The thing with this guy has been going on for a long time now. I still am not chrystal clear on some of the details (how do you end up showering together at exactly the same time every day?) but from your description I would say that probably, you are more into the guy than he is into you (sexually or romantically). However, I would definitely say that he does have some kind of interest in you (it might just be mind-/powergames or a mild homosexual curiosity on his part, hard to say).
Now, last time you have masturbated in front of him and he didn't immediately leave when he noticed that ( and from a european perspective, there is no reason to feel guilt about this either!). So this has defenitely changed your relationship. I would definitely wait and see, if he adjusts his behaviour the next time in any way. If I wanted to take it a step further, I would play back the steamroom comment (you said yourself, that you kind of froze and fucked up when he made that comment). Next time you see him, tell him that you're going to the steamroom. If you want to be more adventurous, use the exactly same phrase that he used back then. Then see what happens.

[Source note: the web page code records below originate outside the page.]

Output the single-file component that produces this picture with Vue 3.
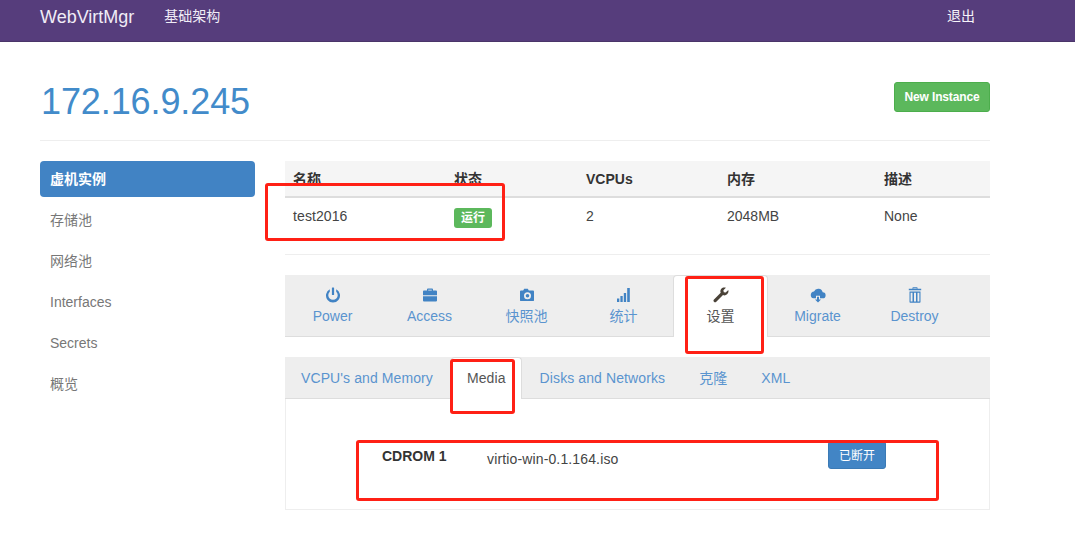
<script setup>
const side = ['虚机实例', '存储池', '网络池', 'Interfaces', 'Secrets', '概览']
const cols = ['名称', '状态', 'VCPUs', '内存', '描述']
const subs = ["VCPU's and Memory", 'Media', 'Disks and Networks', '克隆', 'XML']
const tabs = [
  { label: 'Power', icon: 'power' },
  { label: 'Access', icon: 'case' },
  { label: '快照池', icon: 'camera' },
  { label: '统计', icon: 'signal' },
  { label: '设置', icon: 'wrench', active: true },
  { label: 'Migrate', icon: 'cloud' },
  { label: 'Destroy', icon: 'trash' },
]
const marks = [
  { id: 'm1', cls: 'mark-row' },
  { id: 'm2', cls: 'mark-tab' },
  { id: 'm3', cls: 'mark-media' },
  { id: 'm4', cls: 'mark-cdrom' },
]
</script>

<template>
  <div class="page">
    <header class="navbar">
      <span class="brand">WebVirtMgr</span>
      <span class="nav-link">基础架构</span>
      <span class="logout">退出</span>
    </header>

    <div class="container">
      <div class="title-row">
        <h1>172.16.9.245</h1>
        <button class="btn-new">New Instance</button>
      </div>

      <div class="columns">
        <nav class="side">
          <a v-for="(s, i) in side" :key="s" :class="['side-item', { on: i === 0 }]">{{ s }}</a>
        </nav>

        <main class="main">
          <div class="tbl">
            <div class="tbl-row head">
              <span v-for="c in cols" :key="c">{{ c }}</span>
            </div>
            <div class="tbl-row body">
              <span class="wide">test2016</span>
              <span><b class="label">运行</b></span>
              <span>2</span>
              <span>2048MB</span>
              <span>None</span>
            </div>
          </div>

          <div class="tabs">
            <div v-for="t in tabs" :key="t.label" :class="['tab', { on: t.active }]">
              <svg class="ico" viewBox="0 0 16 16" fill="currentColor">
                <template v-if="t.icon === 'power'">
                  <path d="M4.800 2.300v2.400a4.700 4.700 0 1 0 6.400 0V2.300a7 7 0 1 1-6.400 0Z" />
                  <rect x="6.900" y="0.500" width="2.200" height="7.500" rx="0.500" />
                </template>
                <template v-else-if="t.icon === 'case'">
                  <path d="M5 3.600V2.400C5 1.900 5.400 1.500 5.900 1.500h4.200c.5 0 .9.4.9.9v1.200h3.100c.5 0 .9.4.9.9v3.700H1V4.500c0-.5.4-.9.900-.9H5Zm1.200 0h3.600V2.700H6.200v.9Z" />
                  <path d="M1 9.200h14v4.400c0 .5-.4.900-.9.900H1.900c-.5 0-.9-.4-.9-.9V9.200Z" />
                </template>
                <template v-else-if="t.icon === 'camera'">
                  <path fill-rule="evenodd" d="M1.900 3.500h2.300l1-1.700h3.600l1 1.700h4.300c.5 0 .9.400.9.900v8.800c0 .5-.4.900-.9.900H1.900c-.5 0-.9-.4-.9-.9V4.400c0-.5.4-.9.900-.9ZM8.500 5.300a3.500 3.500 0 1 0 0 7 3.500 3.500 0 0 0 0-7Zm0 1.700a1.800 1.800 0 1 1 0 3.600 1.800 1.800 0 0 1 0-3.600Z" />
                </template>
                <template v-else-if="t.icon === 'signal'">
                  <rect x="1" y="11.500" width="2.300" height="3.500" />
                  <rect x="4.400" y="9" width="2.300" height="6" />
                  <rect x="7.800" y="6" width="2.300" height="9" />
                  <rect x="11.200" y="1" width="2.600" height="14" />
                </template>
                <template v-else-if="t.icon === 'wrench'">
                  <path d="M15.300 3.100 12.700 5.600 10.800 5.200 10.400 3.300 12.900 .8C11.200.2 9.300.6 8.300 1.800 7.300 3 7.100 4.500 7.700 5.800L1 12.500c-.7.700-.7 1.700 0 2.300.6.700 1.600.7 2.300 0L10 8.100c1.400.6 3 .3 4.100-.8 1.200-1.100 1.700-2.700 1.200-4.200Z" />
                </template>
                <template v-else-if="t.icon === 'cloud'">
                  <path d="M12.700 5.300A4.600 4.600 0 0 0 4 4.400 3.500 3.500 0 0 0 3.500 11.300H6V8.800h4v2.500h2.500a3 3 0 0 0 .2-6Z" />
                  <path d="M7 9.800h2v2.600h2L8 15.600 5 12.400h2V9.800Z" />
                </template>
                <template v-else>
                  <path d="M6 .3h4c.3 0 .5.2.5.5v1h3.700v1.500H1.800V1.800h3.700v-1c0-.3.2-.5.500-.5Zm.3 .9v.6h3.400v-.6H6.300Z" />
                  <path fill-rule="evenodd" d="M2.500 4.600h11v10.500c0 .4-.3.700-.7.700H3.200c-.4 0-.7-.3-.7-.7V4.600Zm1.100 1.200v8.800h1.900V5.800H3.600Zm3.400 0v8.800h2V5.800h-2Zm3.500 0v8.800h1.900V5.800h-1.900Z" />
                </template>
              </svg>
              <span class="tab-label">{{ t.label }}</span>
            </div>
          </div>

          <div class="subtabs">
            <a v-for="(s, i) in subs" :key="s" :class="['sub', { on: i === 1 }]">{{ s }}</a>
          </div>

          <section class="panel">
            <div class="media-row">
              <strong class="cd">CDROM 1</strong>
              <span class="iso">virtio-win-0.1.164.iso</span>
              <button class="btn-eject">已断开</button>
            </div>
          </section>
        </main>
      </div>
    </div>

    <div v-for="m in marks" :key="m.id" :class="['mark', m.cls]"></div>
  </div>
</template>

<style>
html, body { margin: 0; background: #fff; }
</style>

<style scoped>
.page {
  position: relative;
  width: 1075px;
  height: 558px;
  overflow: hidden;
  font-family: "Liberation Sans", "Noto Sans CJK SC", sans-serif;
  font-size: 14px;
  line-height: 20px;
  color: #333;
}
.navbar {
  display: flex;
  align-items: center;
  height: 41px;
  padding: 0 40px;
  background: #563d7c;
  border-bottom: 1px solid #4a3569;
  color: #fff;
}
.brand { font-size: 18px; color: #f0ecf6; position: relative; top: -4px; }
.nav-link { margin-left: 30px; color: #f0ecf6; font-size: 14px; position: relative; top: -5px; }
.logout { margin-left: auto; margin-right: 60px; font-size: 14px; color: #f7f5fa; position: relative; top: -5px; }
.container { width: 950px; margin-left: 40px; }
.title-row {
  display: flex;
  align-items: center;
  justify-content: space-between;
  height: 98px;
  border-bottom: 1px solid #eee;
}
h1 {
  margin: 22px 0 0 1px;
  font-size: 36px;
  line-height: 40px;
  font-weight: 400;
  color: #428bca;
  letter-spacing: -.1px;
}
.btn-new {
  width: 96px;
  height: 30px;
  margin-top: 12px;
  padding: 0;
  border: 1px solid #4cae4c;
  border-radius: 3px;
  background: #5cb85c;
  color: #fff;
  font: 700 12px/18px "Liberation Sans", sans-serif;
  letter-spacing: -.15px;
}
.columns { display: flex; margin-top: 20px; }
.side { width: 215px; flex: none; display: flex; flex-direction: column; gap: 5px; }
.side-item {
  height: 36px;
  line-height: 36px;
  padding-left: 10px;
  border-radius: 4px;
  color: #777;
}
.side-item.on { background: #4183c4; color: #fff; font-weight: 700; line-height: 37px; }
.main { width: 705px; margin-left: 30px; }
.tbl { height: 93px; border-bottom: 1px solid #eee; }
.tbl-row { display: grid; grid-template-columns: 161px 132px 141px 157px 1fr; padding-left: 8px; }
.head { height: 35px; line-height: 37px; background: #f5f5f5; border-bottom: 2px solid #ddd; font-weight: 700; font-size: 14px; }
.body { height: 36px; line-height: 36px; color: #444; }
.wide { letter-spacing: .1px; }
.label {
  display: inline-block;
  width: 38px;
  height: 20px;
  line-height: 20px;
  text-align: center;
  border-radius: 3px;
  background: #5cb85c;
  color: #fff;
  font-size: 12px;
  vertical-align: -1px;
}
.tabs {
  display: flex;
  height: 61px;
  margin-top: 20px;
  background: #eee;
  border-bottom: 1px solid #ddd;
}
.tab {
  width: 95px;
  margin-right: 2px;
  height: 62px;
  box-sizing: border-box;
  padding-top: 11px;
  display: flex;
  flex-direction: column;
  align-items: center;
  color: #5a94cf;
  border-radius: 4px 4px 0 0;
  border: 1px solid transparent;
  border-bottom: 0;
}
.tab.on { background: #fff; color: #555; border-color: #ddd; }
.ico { width: 16px; height: 16px; display: block; margin-bottom: 3px; color: #4183c4; }
.tab.on .ico { color: #4a4238; }
.tab-label { line-height: 20px; }
.subtabs {
  display: flex;
  height: 41px;
  margin-top: 20px;
  background: #eee;
  border-bottom: 1px solid #ddd;
}
.sub {
  padding: 0 16px;
  margin-right: 2px;
  line-height: 43px;
  color: #5a94cf;
  height: 42px;
  box-sizing: border-box;
  white-space: nowrap;
  letter-spacing: .1px;
}
.sub.on {
  background: #fff;
  color: #555;
  border: 1px solid #ddd;
  border-bottom: 0;
  border-radius: 4px 4px 0 0;
  line-height: 41px;
  padding: 0 15px;
}
.panel {
  height: 111px;
  box-sizing: border-box;
  border: 1px solid #eee;
  border-top: 0;
}
.media-row { position: relative; display: flex; padding: 47px 0 0 96px; }
.cd { width: 105px; line-height: 20px; }
.iso { line-height: 20px; margin-top: 3px; color: #444; letter-spacing: .14px; }
.btn-eject {
  position: absolute;
  left: 542px;
  top: 42px;
  width: 58px;
  height: 28px;
  padding: 2px 0 0;
  border: 1px solid #3b7ab5;
  border-radius: 3px;
  background: #4285c5;
  color: #fff;
  font: 400 12px/18px "Liberation Sans", "Noto Sans CJK SC", sans-serif;
}
.mark {
  position: absolute;
  box-sizing: border-box;
  border: 3px solid #ff2015;
  border-radius: 3px;
}
.mark-row { left: 265px; top: 183px; width: 240px; height: 58px; }
.mark-tab { left: 685px; top: 276px; width: 79px; height: 78px; }
.mark-media { left: 450px; top: 359px; width: 65px; height: 55px; }
.mark-cdrom { left: 356px; top: 440px; width: 583px; height: 61px; }
</style>
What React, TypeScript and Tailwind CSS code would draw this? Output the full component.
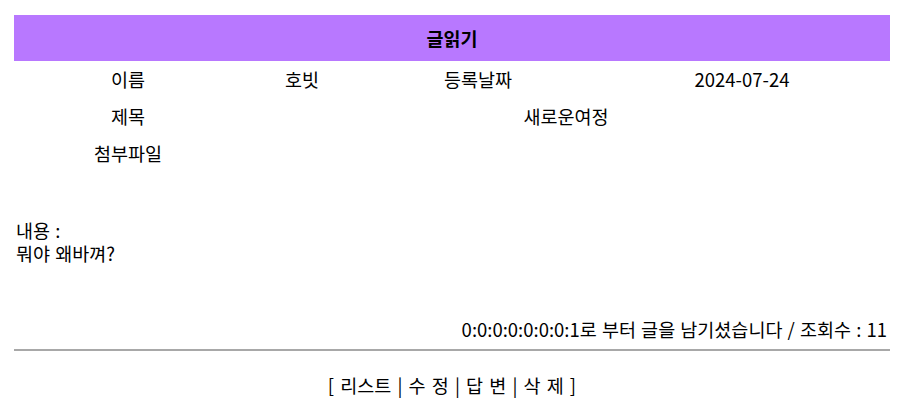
import React from 'react';

const post = {
  name: '호빗',
  date: '2024-07-24',
  subject: '새로운여정',
  content: '뭐야 왜바껴?',
  ip: '0:0:0:0:0:0:0:1',
  count: 11,
};

export default function App() {
  return (
    <div className="bg-white min-h-[411px] pt-[15px] text-black text-[18.5px] leading-[23px] [font-family:'Noto_Sans_CJK_KR',sans-serif]">
      <div className="ml-[14px] w-[876px]">
        <div className="h-[46px] bg-[#b878ff] flex items-center justify-center font-bold text-[18.5px]">글읽기</div>

        <div className="grid grid-cols-[228px_120px_232px_296px]">
          <div className="h-[37px] flex items-center justify-center">이름</div>
          <div className="h-[37px] flex items-center justify-center">{post.name}</div>
          <div className="h-[37px] flex items-center justify-center">등록날짜</div>
          <div className="h-[37px] flex items-center justify-center">{post.date}</div>

          <div className="h-[37px] flex items-center justify-center">제목</div>
          <div className="h-[37px] col-span-3 flex items-center justify-center">{post.subject}</div>

          <div className="h-[37px] flex items-center justify-center">첨부파일</div>
          <div className="h-[37px] col-span-3" />
        </div>

        <div className="mt-[47px] pl-[2px] [word-spacing:1px]">
          <p>내용 :</p>
          <p>{post.content}</p>
        </div>

        <p className="mt-[53px] text-right pr-[3px] [word-spacing:1px]">
          {post.ip}로 부터 글을 남기셨습니다 / 조회수 : {post.count}
        </p>

        <hr className="mt-[8px] border-0 h-[2px] bg-[#a8a8a8]" />

        <div className="mt-[23px] text-center [word-spacing:2px]">
          [ 리스트 | 수 정 | 답 변 | 삭 제 ]
        </div>
      </div>
    </div>
  );
}
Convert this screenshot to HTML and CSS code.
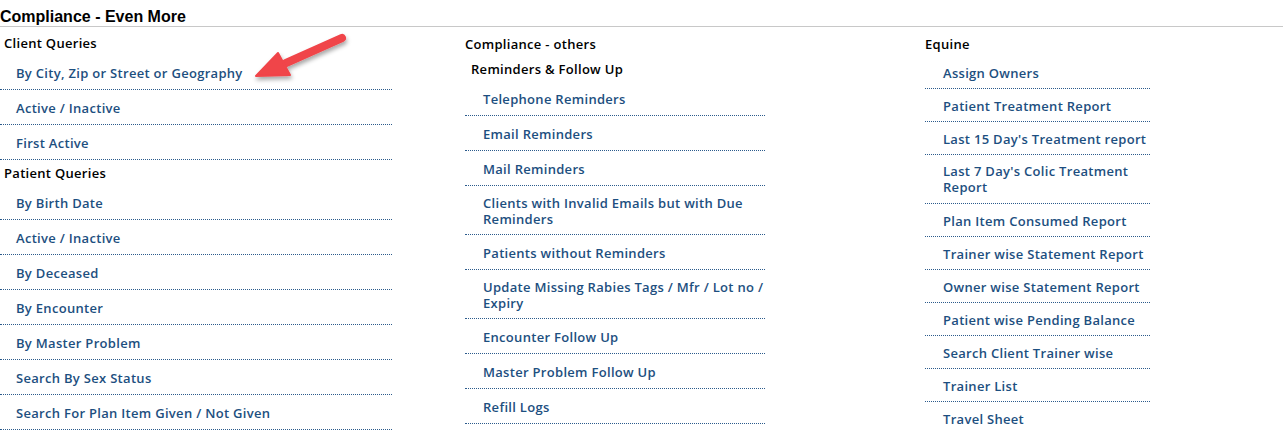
FILE: index.html
```html
<!DOCTYPE html>
<html>
<head>
<meta charset="utf-8">
<link rel="stylesheet" href="styles.css">
</head>
<body>
<div class="page">
  <h1 class="title">Compliance - Even More</h1>
  <div class="cols">
    <div class="col col1">
      <div class="grp">Client Queries</div>
      <ul class="list">
        <li><a>By City, Zip or Street or Geography</a></li>
        <li><a>Active / Inactive</a></li>
        <li><a>First Active</a></li>
      </ul>
      <div class="grp">Patient Queries</div>
      <ul class="list">
        <li><a>By Birth Date</a></li>
        <li><a>Active / Inactive</a></li>
        <li><a>By Deceased</a></li>
        <li><a>By Encounter</a></li>
        <li><a>By Master Problem</a></li>
        <li><a>Search By Sex Status</a></li>
        <li><a>Search For Plan Item Given / Not Given</a></li>
      </ul>
    </div>
    <div class="col col2">
      <div class="grp top">Compliance - others</div>
      <div class="grp sub">Reminders &amp; Follow Up</div>
      <ul class="list">
        <li><a>Telephone Reminders</a></li>
        <li><a>Email Reminders</a></li>
        <li><a>Mail Reminders</a></li>
        <li class="two"><a>Clients with Invalid Emails but with Due Reminders</a></li>
        <li><a>Patients without Reminders</a></li>
        <li class="two"><a>Update Missing Rabies Tags / Mfr / Lot no / Expiry</a></li>
        <li><a>Encounter Follow Up</a></li>
        <li><a>Master Problem Follow Up</a></li>
        <li><a>Refill Logs</a></li>
      </ul>
    </div>
    <div class="col col3">
      <div class="grp top">Equine</div>
      <ul class="list">
        <li><a>Assign Owners</a></li>
        <li><a>Patient Treatment Report</a></li>
        <li><a>Last 15 Day's Treatment report</a></li>
        <li class="two"><a>Last 7 Day's Colic Treatment Report</a></li>
        <li><a>Plan Item Consumed Report</a></li>
        <li><a>Trainer wise Statement Report</a></li>
        <li><a>Owner wise Statement Report</a></li>
        <li><a>Patient wise Pending Balance</a></li>
        <li><a>Search Client Trainer wise</a></li>
        <li><a>Trainer List</a></li>
        <li class="last"><a>Travel Sheet</a></li>
      </ul>
    </div>
  </div>
  <svg class="arrow" width="110" height="60" viewBox="0 0 110 60">
    <defs>
      <filter id="sh" x="-20%" y="-20%" width="140%" height="160%">
        <feDropShadow dx="1" dy="3" stdDeviation="2" flood-color="#000" flood-opacity="0.35"/>
      </filter>
    </defs>
    <g filter="url(#sh)" fill="#f04449" stroke="#f04449" stroke-linejoin="round">
      <line x1="98" y1="10" x2="42" y2="35" stroke-width="8" stroke-linecap="round"/>
      <polygon points="12,48 34,25 46,47" stroke-width="2"/>
    </g>
  </svg>
</div>
</body>
</html>
```
FILE: styles.css
```css
html, body { margin: 0; padding: 0; background: #fff; }
.page { position: relative; width: 1283px; height: 446px; overflow: hidden; }
.title {
  margin: 0;
  padding: 7px 0 0 0;
  height: 19px;
  font-family: "Liberation Sans", Arial, sans-serif;
  font-weight: bold;
  font-size: 16px;
  line-height: 19px;
  color: #000;
  border-bottom: 1px solid #c8c8c8;
}
.cols {
  display: grid;
  grid-template-columns: 465px 460px 1fr;
  font-family: "Open Sans", sans-serif;
  font-weight: 600;
  font-size: 13px;
  letter-spacing: 0.3px;
}
.grp { color: #000; line-height: 16px; }
.col1 .grp { padding-left: 4px; }
.col1 .grp:first-child { padding-top: 8px; height: 16px; }
.col1 .grp:not(:first-child) { padding-top: 5px; }
.top { padding-top: 9px; }
.sub { padding: 9px 0 0 6px; }
.list { list-style: none; margin: 0; padding: 0; }
.col1 .list { width: 392px; }
.col2 .list { width: 300px; }
.col3 .list { width: 225px; }
.list li {
  border-bottom: 1px dotted #2c5b8c;
  line-height: 18px;
}
.col1 .list li { padding: 9px 0 7px 16px; }
.col1 .list li:first-child { padding-top: 13px; }
.col2 .list li { padding: 9px 0 7px 18px; }
.col2 .list li:first-child { padding-top: 13px; }
.col2 .list li.two { line-height: 16px; padding-top: 9px; padding-bottom: 7px; }
.col3 .list li { padding: 8px 0 6px 18px; }
.col3 .list li:first-child { padding-top: 12px; }
.col3 .list li.two { line-height: 16px; padding-top: 8px; padding-bottom: 8px; }
.list li.last { border-bottom: none; }
.list a { color: #1d4f80; text-decoration: none; }
.arrow { position: absolute; left: 244px; top: 28px; }
```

I would not say 'I like you', as it is a bit too strong. It exposes you directly. And I wouldn't do that in your situation. Especially, if the guy is just playing with you, for whatever reasons. So, whatever behaviour you interpret as an interest in you from his side, just kind of play it back at him.
Also, you could quite innocently tell him that you're going to change the gym and see how he reacts to that. If he is interested in you, the least thing he will do is express regret about that.
And not showing up for three weeks is not a good idea either, that sends mixed feeling an would totally confuse him if he is interested. It also wouldn't get you any further.
Also, I'd say you have to wrap this up somehow soon. A few more attempts in this direction should be enough. If that doesn't get you anywhere, move on. Forget about him. And start dealing with your own problems with your sexuality first.
I hope that helps a bit and let us know how it goes (in this thread, please).